Num momento em que o país necessita efetivar inúmeras ações emergenciais, a função pedagógica dos tribunais para orientar os gestores é fundamental. Ela deve ser materializada por meio do processo de consulta, que pode se dar em rito simplificado, a partir da redução de prazos para oferta de pareceres e submissão a julgamento colegiado, observado o disposto no art. 1º, §3º, inciso I da Lei n. 8.443/1992, cujo teor dispõe que as decisões são integradas pelo voto do relator, do qual deverão constar as conclusões das unidades técnicas de fiscalização e instrução processual e o parecer do Ministério Público Especial, comando legal que é reproduzido em leis orgânicas dos Tribunais de Contas de entes subnacionais.

Essas normas estabelecem o rito processual capaz de garantir o caráter pedagógico dos integrantes da função de auditoria, ministerial e judicante. Cuja colegialidade processual-decisória oportunizará aos gestores segurança jurídica na adoção de procedimentos e tomada de decisões, em estrita consonância com o disposto no art. 30 da Lei de Introdução às Normas do Direito Brasileiro (LINDB).
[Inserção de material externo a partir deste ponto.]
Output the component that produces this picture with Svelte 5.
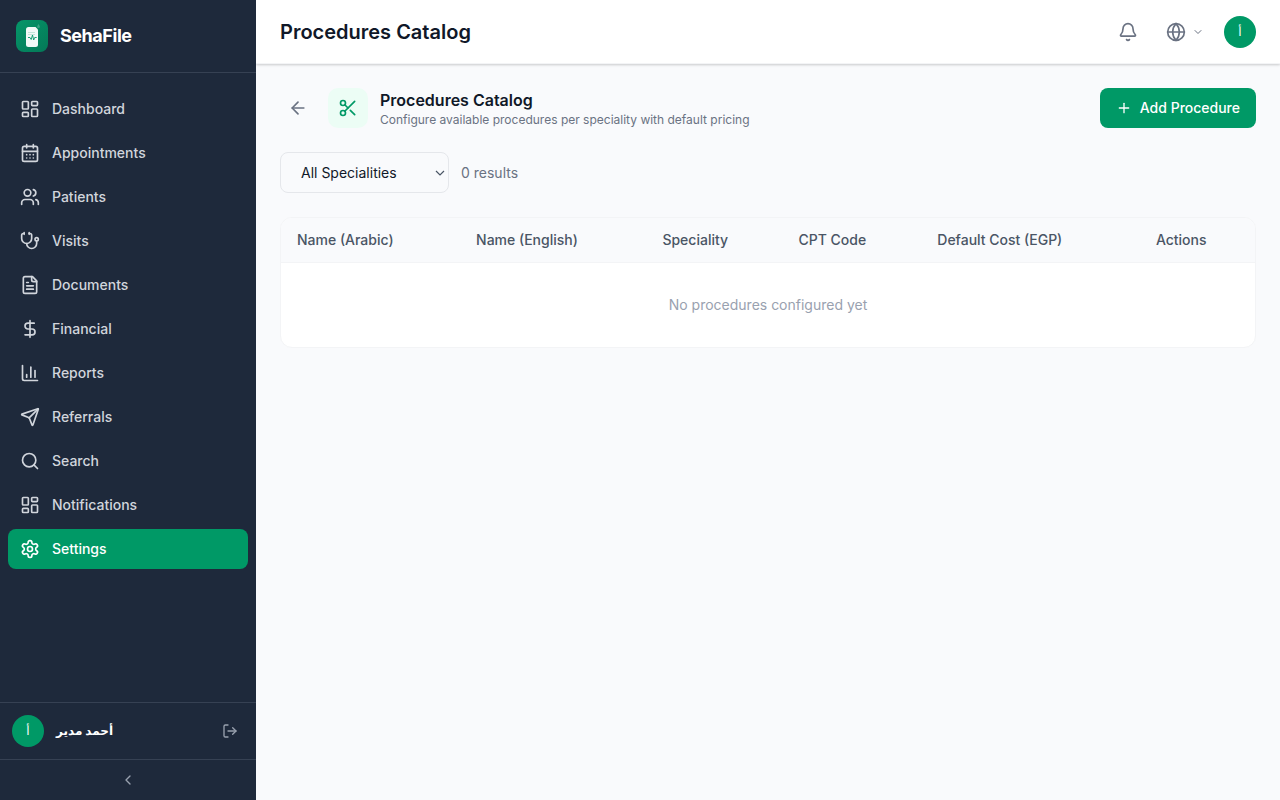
<script lang="ts">
	interface NavItem {
		label: string;
		icon: string[];
	}

	const grid = [
		'M4 3h5a1 1 0 0 1 1 1v7a1 1 0 0 1-1 1H4a1 1 0 0 1-1-1V4a1 1 0 0 1 1-1z',
		'M15 3h5a1 1 0 0 1 1 1v3a1 1 0 0 1-1 1h-5a1 1 0 0 1-1-1V4a1 1 0 0 1 1-1z',
		'M15 12h5a1 1 0 0 1 1 1v7a1 1 0 0 1-1 1h-5a1 1 0 0 1-1-1v-7a1 1 0 0 1 1-1z',
		'M4 16h5a1 1 0 0 1 1 1v3a1 1 0 0 1-1 1H4a1 1 0 0 1-1-1v-3a1 1 0 0 1 1-1z'
	];

	const navItems: NavItem[] = [
		{ label: 'Dashboard', icon: grid },
		{
			label: 'Appointments',
			icon: [
				'M8 2v4',
				'M16 2v4',
				'M5 4h14a2 2 0 0 1 2 2v14a2 2 0 0 1-2 2H5a2 2 0 0 1-2-2V6a2 2 0 0 1 2-2z',
				'M3 10h18',
				'M8 14h.01',
				'M12 14h.01',
				'M16 14h.01',
				'M8 18h.01',
				'M12 18h.01',
				'M16 18h.01'
			]
		},
		{
			label: 'Patients',
			icon: [
				'M16 21v-2a4 4 0 0 0-4-4H6a4 4 0 0 0-4 4v2',
				'M9 3a4 4 0 1 0 0 8a4 4 0 0 0 0-8z',
				'M22 21v-2a4 4 0 0 0-3-3.87',
				'M16 3.13a4 4 0 0 1 0 7.75'
			]
		},
		{
			label: 'Visits',
			icon: [
				'M11 2v2',
				'M5 2v2',
				'M5 3H4a2 2 0 0 0-2 2v4a6 6 0 0 0 12 0V5a2 2 0 0 0-2-2h-1',
				'M8 15a6 6 0 0 0 12 0v-3',
				'M20 8a2 2 0 1 0 0 4a2 2 0 0 0 0-4z'
			]
		},
		{
			label: 'Documents',
			icon: [
				'M15 2H6a2 2 0 0 0-2 2v16a2 2 0 0 0 2 2h12a2 2 0 0 0 2-2V7Z',
				'M14 2v4a2 2 0 0 0 2 2h4',
				'M10 9H8',
				'M16 13H8',
				'M16 17H8'
			]
		},
		{
			label: 'Financial',
			icon: ['M12 2v20', 'M17 5H9.5a3.5 3.5 0 0 0 0 7h5a3.5 3.5 0 0 1 0 7H6']
		},
		{
			label: 'Reports',
			icon: ['M3 3v16a2 2 0 0 0 2 2h16', 'M18 17V9', 'M13 17V5', 'M8 17v-3']
		},
		{
			label: 'Referrals',
			icon: [
				'M14.536 21.686a.5.5 0 0 0 .937-.024l6.5-19a.496.496 0 0 0-.635-.635l-19 6.5a.5.5 0 0 0-.024.937l7.93 3.18a2 2 0 0 1 1.112 1.11z',
				'm21.854 2.147-10.94 10.939'
			]
		},
		{ label: 'Search', icon: ['M11 3a8 8 0 1 0 0 16a8 8 0 0 0 0-16z', 'm21 21-4.3-4.3'] },
		{ label: 'Notifications', icon: grid },
		{
			label: 'Settings',
			icon: [
				'M12.22 2h-.44a2 2 0 0 0-2 2v.18a2 2 0 0 1-1 1.73l-.43.25a2 2 0 0 1-2 0l-.15-.08a2 2 0 0 0-2.73.73l-.22.38a2 2 0 0 0 .73 2.73l.15.1a2 2 0 0 1 1 1.72v.51a2 2 0 0 1-1 1.74l-.15.09a2 2 0 0 0-.73 2.73l.22.38a2 2 0 0 0 2.73.73l.15-.08a2 2 0 0 1 2 0l.43.25a2 2 0 0 1 1 1.73V20a2 2 0 0 0 2 2h.44a2 2 0 0 0 2-2v-.18a2 2 0 0 1 1-1.73l.43-.25a2 2 0 0 1 2 0l.15.08a2 2 0 0 0 2.73-.73l.22-.39a2 2 0 0 0-.73-2.73l-.15-.08a2 2 0 0 1-1-1.74v-.5a2 2 0 0 1 1-1.74l.15-.09a2 2 0 0 0 .73-2.73l-.22-.38a2 2 0 0 0-2.73-.73l-.15.08a2 2 0 0 1-2 0l-.43-.25a2 2 0 0 1-1-1.73V4a2 2 0 0 0-2-2z',
				'M12 9a3 3 0 1 0 0 6a3 3 0 0 0 0-6z'
			]
		}
	];

	const icons = {
		logout: ['m16 17 5-5-5-5', 'M21 12H9', 'M9 21H5a2 2 0 0 1-2-2V5a2 2 0 0 1 2-2h4'],
		chevronLeft: ['m15 18-6-6 6-6'],
		chevronDown: ['m6 9 6 6 6-6'],
		arrowLeft: ['m12 19-7-7 7-7', 'M19 12H5'],
		plus: ['M5 12h14', 'M12 5v14'],
		bell: [
			'M10.268 21a2 2 0 0 0 3.464 0',
			'M3.262 15.326A1 1 0 0 0 4 17h16a1 1 0 0 0 .74-1.673C19.41 13.956 18 12.499 18 8A6 6 0 0 0 6 8c0 4.499-1.411 5.956-2.738 7.326'
		],
		globe: [
			'M12 2a10 10 0 1 0 0 20a10 10 0 0 0 0-20z',
			'M12 2a14.5 14.5 0 0 0 0 20 14.5 14.5 0 0 0 0-20',
			'M2 12h20'
		],
		scissors: [
			'M6 3a3 3 0 1 0 0 6a3 3 0 0 0 0-6z',
			'M8.12 8.12 12 12',
			'M20 4 8.12 15.88',
			'M6 15a3 3 0 1 0 0 6a3 3 0 0 0 0-6z',
			'M14.8 14.8 20 20'
		]
	};

	const columns = [
		'Name (Arabic)',
		'Name (English)',
		'Speciality',
		'CPT Code',
		'Default Cost (EGP)',
		'Actions'
	];

	const specialities = ['Cardiology', 'Dermatology', 'Orthopedics', 'Pediatrics'];

	let active = $state('Settings');
	let speciality = $state('');
</script>

{#snippet icon(paths: string[], size: number)}
	<svg
		width={size}
		height={size}
		viewBox="0 0 24 24"
		fill="none"
		stroke="currentColor"
		stroke-width="2"
		stroke-linecap="round"
		stroke-linejoin="round"
		aria-hidden="true"
	>
		{#each paths as d}
			<path {d} />
		{/each}
	</svg>
{/snippet}

<div class="shell">
	<aside class="sidebar">
		<div class="brand">
			<svg class="logo" viewBox="0 0 32 32" aria-hidden="true">
				<defs>
					<linearGradient id="logo-bg" x1="0" y1="0" x2="1" y2="1">
						<stop offset="0" stop-color="#059669" />
						<stop offset="1" stop-color="#047857" />
					</linearGradient>
				</defs>
				<rect width="32" height="32" rx="8" fill="url(#logo-bg)" />
				<path
					d="M12.500 7h7l2.500 2.500V24.500a2.500 2.500 0 0 1-2.500 2.500h-7a2.500 2.500 0 0 1-2.500-2.500V9.500a2.500 2.500 0 0 1 2.500-2.500z"
					fill="#fff"
					fill-opacity=".95"
				/>
				<path d="M12 12.500h7M12 14.500h7" stroke="#059669" stroke-opacity=".25" stroke-width=".8" />
				<path
					d="M12 17.500h2l1.200 2 1.300-4.500 1.200 5 1-2.500h2"
					fill="none"
					stroke="#059669"
					stroke-width=".9"
				/>
				<path
					d="M22.500 4c1 1.500 1.300 2 1.300 2.800a1.300 1.300 0 0 1-2.600 0c0-.8.300-1.300 1.300-2.800z"
					fill="#fff"
					fill-opacity=".22"
				/>
			</svg>
			<span class="brand-name">SehaFile</span>
		</div>

		<nav class="nav">
			{#each navItems as item}
				<a
					href="#{item.label.toLowerCase()}"
					class="nav-link"
					class:active={active === item.label}
					aria-current={active === item.label ? 'page' : undefined}
					onclick={() => (active = item.label)}
				>
					{@render icon(item.icon, 20)}
					<span>{item.label}</span>
				</a>
			{/each}
		</nav>

		<div class="user">
			<span class="avatar">أ</span>
			<span class="user-name">أحمد مدير</span>
			<button class="logout" aria-label="Log out">{@render icon(icons.logout, 16)}</button>
		</div>
		<button class="collapse" aria-label="Collapse sidebar">
			{@render icon(icons.chevronLeft, 16)}
		</button>
	</aside>

	<div class="content">
		<header class="topbar">
			<h1>Procedures Catalog</h1>
			<div class="topbar-actions">
				<button class="icon-button" aria-label="Notifications">{@render icon(icons.bell, 20)}</button>
				<button class="language" aria-label="Language">
					{@render icon(icons.globe, 20)}
					{@render icon(icons.chevronDown, 12)}
				</button>
				<button class="avatar">أ</button>
			</div>
		</header>

		<main>
			<div class="page-head">
				<button class="icon-button" aria-label="Back">{@render icon(icons.arrowLeft, 20)}</button>
				<div class="page-icon">{@render icon(icons.scissors, 20)}</div>
				<div class="page-title">
					<h2>Procedures Catalog</h2>
					<p>Configure available procedures per speciality with default pricing</p>
				</div>
				<button class="add">
					{@render icon(icons.plus, 16)}
					Add Procedure
				</button>
			</div>

			<div class="filters">
				<div class="select-wrap">
					<select aria-label="Speciality" bind:value={speciality}>
						<option value="">All Specialities</option>
						{#each specialities as name}
							<option value={name}>{name}</option>
						{/each}
					</select>
					<svg class="select-arrow" viewBox="0 0 10 6" aria-hidden="true">
						<path d="M1 1l4 4 4-4" fill="none" stroke="currentColor" stroke-width="1.2" />
					</svg>
				</div>
				<span class="count">0 results</span>
			</div>

			<div class="table-card">
				<table>
					<thead>
						<tr>
							{#each columns as column}
								<th scope="col">{column}</th>
							{/each}
						</tr>
					</thead>
					<tbody>
						<tr>
							<td colspan={columns.length}>No procedures configured yet</td>
						</tr>
					</tbody>
				</table>
			</div>
		</main>
	</div>
</div>

<style>
	:global(body) {
		margin: 0;
		background: #f9fafc;
	}

	.shell {
		display: flex;
		min-height: 100vh;
		font-family: Inter, 'DejaVu Sans', sans-serif;
		font-size: 14px;
		line-height: 20px;
		color: #101828;
		background: #f9fafc;
	}

	.shell * {
		box-sizing: border-box;
	}

	svg {
		display: block;
		flex-shrink: 0;
	}

	h1,
	h2,
	p {
		margin: 0;
	}

	button {
		display: flex;
		align-items: center;
		justify-content: center;
		padding: 0;
		border: 0;
		background: none;
		font: inherit;
		color: inherit;
		cursor: pointer;
	}

	.sidebar {
		position: sticky;
		top: 0;
		display: flex;
		flex-direction: column;
		flex-shrink: 0;
		width: 256px;
		height: 100vh;
		background: #1e293b;
		color: #d1d5dc;
	}

	.brand {
		display: flex;
		align-items: center;
		gap: 12px;
		padding: 20px 16px;
		border-bottom: 1px solid #364153;
	}

	.logo {
		width: 32px;
		height: 32px;
	}

	.brand-name {
		font-size: 18px;
		line-height: 28px;
		font-weight: 700;
		letter-spacing: -0.025em;
		color: #fff;
	}

	.nav {
		display: flex;
		flex: 1;
		flex-direction: column;
		gap: 4px;
		padding: 16px 8px;
		overflow-y: auto;
	}

	.nav-link {
		display: flex;
		align-items: center;
		gap: 12px;
		padding: 10px 12px;
		border-radius: 8px;
		font-weight: 500;
		color: inherit;
		text-decoration: none;
	}

	.nav-link.active {
		background: #009966;
		color: #fff;
	}

	.user {
		display: flex;
		align-items: center;
		gap: 12px;
		padding: 12px;
		border-top: 1px solid #364153;
	}

	.user-name {
		flex: 1;
		font-size: 12px;
		font-weight: 600;
		color: #fff;
	}

	.logout {
		padding: 6px;
		color: #99a1af;
	}

	.collapse {
		padding: 12px;
		border-top: 1px solid #364153;
		color: #99a1af;
	}

	.avatar {
		display: flex;
		align-items: center;
		justify-content: center;
		width: 32px;
		height: 32px;
		border-radius: 50%;
		background: #009966;
		color: #fff;
		font-size: 12px;
		font-weight: 500;
	}

	.content {
		flex: 1;
		min-width: 0;
	}

	.topbar {
		display: flex;
		align-items: center;
		justify-content: space-between;
		height: 64px;
		padding: 0 24px;
		border-bottom: 1px solid #f3f4f6;
		background: #fff;
		box-shadow:
			0 1px 3px rgb(0 0 0 / 0.1),
			0 1px 2px rgb(0 0 0 / 0.1);
	}

	h1 {
		font-size: 20px;
		line-height: 28px;
		font-weight: 600;
	}

	.topbar-actions {
		display: flex;
		align-items: center;
		gap: 12px;
		color: #6a7282;
	}

	.icon-button {
		padding: 8px;
		color: #6a7282;
	}

	.language {
		gap: 6px;
		padding: 8px;
	}

	main {
		display: flex;
		flex-direction: column;
		gap: 24px;
		padding: 24px;
	}

	.page-head {
		display: flex;
		align-items: center;
		gap: 12px;
	}

	.page-icon {
		padding: 10px;
		border-radius: 10px;
		background: #ecfdf5;
		color: #009966;
	}

	.page-title {
		flex: 1;
	}

	h2 {
		font-size: 16px;
		line-height: 24px;
		font-weight: 600;
	}

	.page-title p {
		font-size: 12px;
		line-height: 16px;
		color: #6a7282;
	}

	.add {
		gap: 8px;
		padding: 10px 16px;
		border-radius: 8px;
		background: #009966;
		color: #fff;
		font-weight: 500;
	}

	.filters {
		display: flex;
		align-items: center;
		gap: 12px;
	}

	.select-wrap {
		position: relative;
	}

	select {
		display: block;
		min-width: 169px;
		height: 41px;
		padding: 0 32px 0 20px;
		border: 1px solid #e5e7eb;
		border-radius: 8px;
		background: #f9fafc;
		font: inherit;
		color: inherit;
		appearance: none;
	}

	.select-arrow {
		position: absolute;
		top: 50%;
		right: 4px;
		width: 10px;
		height: 6px;
		margin-top: -3px;
		color: #4a5565;
		pointer-events: none;
	}

	.count {
		color: #6a7282;
	}

	.table-card {
		overflow: hidden;
		border: 1px solid #f3f4f6;
		border-radius: 12px;
		background: #fff;
	}

	table {
		width: 100%;
		border-collapse: collapse;
	}

	thead tr {
		border-bottom: 1px solid #f3f4f6;
		background: #f9fafc;
	}

	th {
		padding: 12px 16px;
		font-weight: 500;
		text-align: left;
		color: #4a5565;
	}

	td {
		padding: 32px 16px;
		text-align: center;
		color: #99a1af;
	}
</style>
Esse rito simplificado, inclusive, já tem previsão regimental em Tribunais de Contas, e, para além disso, o próprio artigo 4-G da Lei n.13.979, de 2020, ao reduzir prazos em procedimentos licitatórios da modalidade pregão, é indutor de simplificação por meio da redução de prazos, sem, contudo, suprimir fases, com vistas ao ideal de alcance da vantajosidade das contratações.
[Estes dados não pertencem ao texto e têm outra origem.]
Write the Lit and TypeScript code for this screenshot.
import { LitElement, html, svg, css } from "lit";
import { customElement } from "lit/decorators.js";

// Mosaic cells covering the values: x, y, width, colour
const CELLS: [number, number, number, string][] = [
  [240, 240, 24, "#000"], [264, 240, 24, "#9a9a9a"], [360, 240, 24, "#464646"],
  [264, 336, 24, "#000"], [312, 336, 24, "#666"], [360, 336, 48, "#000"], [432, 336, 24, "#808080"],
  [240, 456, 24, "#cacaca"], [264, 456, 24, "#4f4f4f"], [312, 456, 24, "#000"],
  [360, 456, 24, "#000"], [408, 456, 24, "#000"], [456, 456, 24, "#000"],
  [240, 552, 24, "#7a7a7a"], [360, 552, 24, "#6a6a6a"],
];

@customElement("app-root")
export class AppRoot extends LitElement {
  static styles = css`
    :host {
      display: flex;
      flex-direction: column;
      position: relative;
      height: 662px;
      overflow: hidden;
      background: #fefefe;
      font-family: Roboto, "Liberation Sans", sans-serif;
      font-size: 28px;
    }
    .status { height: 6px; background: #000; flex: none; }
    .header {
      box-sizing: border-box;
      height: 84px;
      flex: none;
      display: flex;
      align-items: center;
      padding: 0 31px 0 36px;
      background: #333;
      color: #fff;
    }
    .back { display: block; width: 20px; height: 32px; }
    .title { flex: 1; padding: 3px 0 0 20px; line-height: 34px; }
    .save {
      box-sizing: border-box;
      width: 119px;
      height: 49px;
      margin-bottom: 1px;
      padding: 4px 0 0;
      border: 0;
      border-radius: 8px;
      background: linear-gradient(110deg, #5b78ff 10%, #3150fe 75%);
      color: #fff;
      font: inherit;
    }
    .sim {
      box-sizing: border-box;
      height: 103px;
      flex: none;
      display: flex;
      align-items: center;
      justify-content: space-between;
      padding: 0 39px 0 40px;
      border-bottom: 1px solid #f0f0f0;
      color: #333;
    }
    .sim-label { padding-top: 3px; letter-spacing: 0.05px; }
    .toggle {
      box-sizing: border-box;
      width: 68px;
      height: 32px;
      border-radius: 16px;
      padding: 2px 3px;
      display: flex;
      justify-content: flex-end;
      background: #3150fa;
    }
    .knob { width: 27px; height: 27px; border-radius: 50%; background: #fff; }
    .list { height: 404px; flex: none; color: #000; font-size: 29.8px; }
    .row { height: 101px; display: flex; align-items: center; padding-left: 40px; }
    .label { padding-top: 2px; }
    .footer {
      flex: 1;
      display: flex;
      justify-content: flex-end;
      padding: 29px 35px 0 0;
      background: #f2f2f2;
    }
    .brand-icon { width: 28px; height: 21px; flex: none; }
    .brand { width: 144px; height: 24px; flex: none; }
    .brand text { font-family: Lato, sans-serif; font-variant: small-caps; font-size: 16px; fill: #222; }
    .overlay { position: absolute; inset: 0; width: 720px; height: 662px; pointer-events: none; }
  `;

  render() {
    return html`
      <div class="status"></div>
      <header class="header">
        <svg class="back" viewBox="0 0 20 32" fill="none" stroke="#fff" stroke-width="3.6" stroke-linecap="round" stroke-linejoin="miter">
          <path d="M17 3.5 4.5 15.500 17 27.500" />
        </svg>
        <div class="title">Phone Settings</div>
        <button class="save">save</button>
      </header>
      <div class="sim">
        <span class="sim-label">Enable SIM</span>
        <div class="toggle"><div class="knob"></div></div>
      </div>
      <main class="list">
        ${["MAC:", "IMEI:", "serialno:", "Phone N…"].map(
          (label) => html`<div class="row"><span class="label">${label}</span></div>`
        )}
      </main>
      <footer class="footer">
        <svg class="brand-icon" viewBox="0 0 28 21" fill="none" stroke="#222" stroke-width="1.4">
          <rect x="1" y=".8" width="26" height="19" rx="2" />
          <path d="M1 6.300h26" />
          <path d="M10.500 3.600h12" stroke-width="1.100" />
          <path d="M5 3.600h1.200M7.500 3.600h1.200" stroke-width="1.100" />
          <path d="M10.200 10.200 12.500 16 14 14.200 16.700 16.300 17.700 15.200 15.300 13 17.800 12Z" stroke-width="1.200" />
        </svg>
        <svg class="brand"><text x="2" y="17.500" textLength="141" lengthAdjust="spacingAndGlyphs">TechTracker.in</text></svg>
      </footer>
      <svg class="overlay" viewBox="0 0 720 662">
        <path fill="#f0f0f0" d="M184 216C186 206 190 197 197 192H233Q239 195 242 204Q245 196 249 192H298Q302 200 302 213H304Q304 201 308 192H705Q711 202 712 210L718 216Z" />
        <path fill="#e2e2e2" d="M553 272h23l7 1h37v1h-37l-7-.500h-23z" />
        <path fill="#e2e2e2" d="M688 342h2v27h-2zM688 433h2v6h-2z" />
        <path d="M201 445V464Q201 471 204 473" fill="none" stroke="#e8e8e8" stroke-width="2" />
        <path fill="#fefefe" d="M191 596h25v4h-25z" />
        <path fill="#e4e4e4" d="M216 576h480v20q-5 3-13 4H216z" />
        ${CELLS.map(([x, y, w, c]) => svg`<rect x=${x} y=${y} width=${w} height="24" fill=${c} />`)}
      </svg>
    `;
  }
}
Para atendimento dos pressupostos necessários à segurança jurídica dos agentes controladores e controlados, é necessário que as competências constitucionalmente outorgadas aos tribunais de contas sejam regularmente exercidas, nos termos do ordenamento jurídico aplicável, de modo que a função pedagógica, em formato de orientação aos gestores, deve ser concretizada mediante processos de consulta, cujo rito não pode ser desfigurado, mas simplificado a partir da redução de prazos para oferta de pareceres e submissão a julgamento colegiado.

A simplificação do rito dos processos de consulta mediante redução de prazos é capaz de atender a celeridade e a urgência requeridas pela situação de Emergência em Saúde Pública de Importância Internacional (Espin), mas sem se apartar do ordenamento vigente e nem desfigurar a forma como devem ser exercidas as competências institucionais dos tribunais de contas.

Não se pode olvidar que entendimentos manifestados pelos tribunais sobre a aplicabilidade e rota de alcance e sentido da Lei nº 13.979, de 2020, podem afetar a política pública de saúde e sobrecarregar o sistema incumbido de prestar esses serviços, caminho que vai na contramão das ações essenciais à manutenção do pacto federativo brasileiro.

A crise motivada pela pandemia obrigou os órgãos de controle dos gastos públicos, como o Tribunal de Contas da União (TCU) e a Controladoria-Geral da União (CGU) a considerarem as dificuldades reais dos gestores, o que impulsionou a modificação, durante esse período de anormalidade, dos próprios parâmetros do controle, especialmente aqueles pautados na rigidez, mas o desafio é que essas mudanças não transformem a ponto de desfigurar os sistemas de controle do Brasil e o sensível trato com os recursos públicos.

 é auditor de Controle Externo (TCE-PE) e presidente da Associação Nacional dos Auditores de Controle Externo dos Tribunais de Contas do Brasil (ANTC).